The advantage of assessing interventions with respect to R or q is that a considerable amount of community structure can be incorporated into the models with moderate effort. It is, of course, also necessary to look at the calendar-time dynamics of any local epidemic, if it occurs, and we do so in Section 5.6 with an appropriate model. A small step in this direction is possible with the model underlying our calculations for R and q. While this underlying model contains some community structure, it ignores the depletion in the number of susceptible individuals as the epidemic progresses. The latter is of no concern for the calculation of R and q. In terms of number infected, this model can trace the transmission adequately only during the early stages of the outbreak.

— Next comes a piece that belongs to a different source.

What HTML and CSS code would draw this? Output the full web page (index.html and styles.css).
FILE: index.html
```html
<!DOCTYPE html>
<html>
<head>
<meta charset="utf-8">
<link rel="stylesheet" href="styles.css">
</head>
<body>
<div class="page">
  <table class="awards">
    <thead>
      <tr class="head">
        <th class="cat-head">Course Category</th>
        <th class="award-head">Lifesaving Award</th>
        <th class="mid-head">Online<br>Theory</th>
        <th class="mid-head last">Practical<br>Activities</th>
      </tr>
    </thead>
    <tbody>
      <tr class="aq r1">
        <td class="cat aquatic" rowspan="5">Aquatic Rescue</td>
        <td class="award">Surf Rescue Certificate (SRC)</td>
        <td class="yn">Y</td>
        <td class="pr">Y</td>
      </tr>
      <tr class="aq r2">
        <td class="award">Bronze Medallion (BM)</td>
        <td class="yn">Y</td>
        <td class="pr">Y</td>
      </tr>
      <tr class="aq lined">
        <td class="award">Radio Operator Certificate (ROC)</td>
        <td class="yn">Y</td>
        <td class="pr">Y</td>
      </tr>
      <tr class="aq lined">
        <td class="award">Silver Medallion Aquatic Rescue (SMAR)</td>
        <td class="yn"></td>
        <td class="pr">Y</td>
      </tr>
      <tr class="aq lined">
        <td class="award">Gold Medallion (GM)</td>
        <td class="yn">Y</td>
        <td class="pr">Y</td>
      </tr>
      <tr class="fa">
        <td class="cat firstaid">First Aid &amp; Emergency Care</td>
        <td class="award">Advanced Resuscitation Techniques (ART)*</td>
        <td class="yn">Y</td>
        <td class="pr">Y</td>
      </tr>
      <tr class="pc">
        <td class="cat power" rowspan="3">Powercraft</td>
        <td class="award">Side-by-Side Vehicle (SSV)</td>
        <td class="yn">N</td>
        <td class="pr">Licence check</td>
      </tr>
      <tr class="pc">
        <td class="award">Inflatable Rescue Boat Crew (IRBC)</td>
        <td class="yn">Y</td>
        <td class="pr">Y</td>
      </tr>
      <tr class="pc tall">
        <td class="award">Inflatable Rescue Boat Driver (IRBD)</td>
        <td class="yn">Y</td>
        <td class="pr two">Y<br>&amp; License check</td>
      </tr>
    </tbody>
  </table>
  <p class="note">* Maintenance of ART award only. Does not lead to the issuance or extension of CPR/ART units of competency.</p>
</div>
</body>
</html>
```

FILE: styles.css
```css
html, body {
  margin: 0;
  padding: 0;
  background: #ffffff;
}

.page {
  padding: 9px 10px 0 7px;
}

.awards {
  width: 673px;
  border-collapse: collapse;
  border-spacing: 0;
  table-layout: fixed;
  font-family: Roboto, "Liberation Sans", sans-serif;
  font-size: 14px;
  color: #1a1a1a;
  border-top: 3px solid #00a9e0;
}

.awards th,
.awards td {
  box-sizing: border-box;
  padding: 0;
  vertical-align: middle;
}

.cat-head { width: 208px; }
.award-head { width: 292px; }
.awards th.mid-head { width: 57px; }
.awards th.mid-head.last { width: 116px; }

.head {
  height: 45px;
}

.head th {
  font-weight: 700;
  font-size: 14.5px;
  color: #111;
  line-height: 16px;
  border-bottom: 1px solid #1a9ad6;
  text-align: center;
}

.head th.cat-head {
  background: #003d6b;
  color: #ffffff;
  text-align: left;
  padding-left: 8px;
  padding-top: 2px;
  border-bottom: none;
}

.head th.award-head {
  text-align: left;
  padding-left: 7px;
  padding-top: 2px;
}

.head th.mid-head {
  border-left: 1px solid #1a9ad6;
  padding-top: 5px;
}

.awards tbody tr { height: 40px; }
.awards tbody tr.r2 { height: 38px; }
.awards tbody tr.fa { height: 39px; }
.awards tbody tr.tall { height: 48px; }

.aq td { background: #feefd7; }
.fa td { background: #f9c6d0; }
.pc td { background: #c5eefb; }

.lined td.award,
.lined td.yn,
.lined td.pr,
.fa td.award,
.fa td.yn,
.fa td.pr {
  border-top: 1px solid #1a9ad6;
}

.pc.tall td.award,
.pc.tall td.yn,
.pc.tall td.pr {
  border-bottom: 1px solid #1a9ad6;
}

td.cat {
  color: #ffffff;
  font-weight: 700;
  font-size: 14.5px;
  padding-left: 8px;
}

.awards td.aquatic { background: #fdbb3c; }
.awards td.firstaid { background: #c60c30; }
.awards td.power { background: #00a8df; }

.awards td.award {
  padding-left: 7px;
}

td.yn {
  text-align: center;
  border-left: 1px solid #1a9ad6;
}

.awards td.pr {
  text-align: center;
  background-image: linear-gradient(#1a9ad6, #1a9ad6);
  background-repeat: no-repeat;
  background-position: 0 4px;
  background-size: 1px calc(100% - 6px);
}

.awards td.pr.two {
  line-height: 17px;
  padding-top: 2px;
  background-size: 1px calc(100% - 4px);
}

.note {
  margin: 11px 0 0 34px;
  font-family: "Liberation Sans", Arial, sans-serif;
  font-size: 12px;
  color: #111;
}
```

In Figure 5.5 we depict the way different interventions affect the mean rate of growth over the first four generations.
Figure 5.5(a) gives the mean of the total number of cases over 4 generations. From Figure 5.5(b), one can deduce that the ‘default AVs’ strategy reduces the number of cases within 4 generations by approximately half, and that by providing AVs prophylactically to 40% of an at-risk group within the population leads to a reduction in the number of cases of between 80% and 90%. Such a reduction would infer a significant reduction in the demand on the health care system.
Figure 5.5 Effect of various antiviral strategies on the early spread, for different values of R0 and ƒ=0.8.
- TI, the mean of the total number of cases after 4 generations
- Z, the proportion by which the mean number of infectives within 4 generations is reduced, compared with the case of no intervention.